Monday, October 14, 2019

Anonymous Asks (62)

“Does it really matter what you believe as long as you’re sincere?”

This is a curious question in that one would almost never think to ask it about anything other than religious belief.

Consider what happens if I go for a drive at high speed on a dark and stormy night and decide the sign that says “Bridge out!” is a hoax. The sincerity of my belief in a functioning bridge cannot stop what inevitably happens next. Consider what happens when a general sends his armies east instead of west because he believes sincerely that is the direction the attack will come from, and instead is attacked from the west. Again, the intensity of the general’s convictions has no bearing whatsoever on the end result. Reality will be what reality will be, regardless of what men and women think about it.

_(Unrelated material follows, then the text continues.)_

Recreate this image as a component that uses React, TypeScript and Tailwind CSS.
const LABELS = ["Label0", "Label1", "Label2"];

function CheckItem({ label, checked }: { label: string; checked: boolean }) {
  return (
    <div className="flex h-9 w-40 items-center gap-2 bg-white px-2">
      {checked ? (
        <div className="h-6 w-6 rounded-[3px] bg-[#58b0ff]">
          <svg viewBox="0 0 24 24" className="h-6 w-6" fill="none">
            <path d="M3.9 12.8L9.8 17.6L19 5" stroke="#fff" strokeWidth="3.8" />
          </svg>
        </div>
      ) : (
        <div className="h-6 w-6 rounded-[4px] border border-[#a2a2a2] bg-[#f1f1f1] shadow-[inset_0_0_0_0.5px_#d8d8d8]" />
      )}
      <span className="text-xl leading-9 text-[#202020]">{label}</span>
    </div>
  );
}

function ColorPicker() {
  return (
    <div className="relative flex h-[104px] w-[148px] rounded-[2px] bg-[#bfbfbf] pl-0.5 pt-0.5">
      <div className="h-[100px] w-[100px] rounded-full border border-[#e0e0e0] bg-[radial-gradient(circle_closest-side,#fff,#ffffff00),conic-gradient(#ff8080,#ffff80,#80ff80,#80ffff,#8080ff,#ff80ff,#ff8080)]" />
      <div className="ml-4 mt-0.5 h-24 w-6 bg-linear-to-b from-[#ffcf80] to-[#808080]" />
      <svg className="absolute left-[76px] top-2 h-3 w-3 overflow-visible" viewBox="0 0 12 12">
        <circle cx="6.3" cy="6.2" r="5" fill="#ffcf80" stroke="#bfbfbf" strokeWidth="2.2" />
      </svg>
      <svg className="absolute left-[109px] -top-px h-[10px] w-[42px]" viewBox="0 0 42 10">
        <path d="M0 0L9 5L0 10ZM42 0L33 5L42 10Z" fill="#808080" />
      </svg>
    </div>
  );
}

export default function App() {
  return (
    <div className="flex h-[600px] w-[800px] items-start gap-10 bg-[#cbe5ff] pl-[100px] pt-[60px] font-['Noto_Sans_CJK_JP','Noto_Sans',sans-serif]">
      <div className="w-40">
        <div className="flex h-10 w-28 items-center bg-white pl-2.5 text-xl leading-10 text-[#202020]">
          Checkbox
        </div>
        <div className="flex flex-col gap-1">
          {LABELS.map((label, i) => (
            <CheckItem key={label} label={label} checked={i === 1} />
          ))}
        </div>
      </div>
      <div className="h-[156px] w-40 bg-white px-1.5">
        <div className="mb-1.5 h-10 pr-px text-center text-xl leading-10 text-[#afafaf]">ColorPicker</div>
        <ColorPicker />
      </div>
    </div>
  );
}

What the question presupposes is that God is uniquely uncaring about how men and women approach him. That is an assumption which cannot be defended from the Bible.

Sincerely Wrong

We don’t have to look far for examples:
  • Cain sincerely believed his offering was as good as Abel’s, then sincerely believed that taking out the spiritual competition would somehow improve his situation. He was wrong about both.
  • Nadab and Abihu were not suicidal. They sincerely believed offering unauthorized fire would somehow end well for them. It didn’t.
  • Saul sincerely believed that keeping his army united was more important than following God’s instructions about how sacrifices were to be offered. It wasn’t.
  • Uzzah sincerely believed the ark of the covenant needed to be steadied so it would not fall, so he reached out and touched it, and God struck him down instead of thanking him for his helpful gesture.
In every case, the strength of a person’s convictions about how God could safely be approached had nothing to do with reality. In every case, approaching God the wrong way ended badly.

Nothing Magical

In fact, there is nothing magical about belief. A person who places sincere faith in a lie is acting ingenuously, but nothing more. It is the object of faith that makes belief either virtuous or vain, not its intensity.

If God had not bothered to give specific instructions about how he is to be approached, perhaps the method by which we come to him would not matter. But in fact God has been very specific about what he will accept; every bit as specific as he was in the Old Testament about what constituted an appropriate sacrifice and how the ark was to be transported: he accepts those who believe in and obey his Son. For the man who attempts to come to God any other way, “the wrath of God remains on him.”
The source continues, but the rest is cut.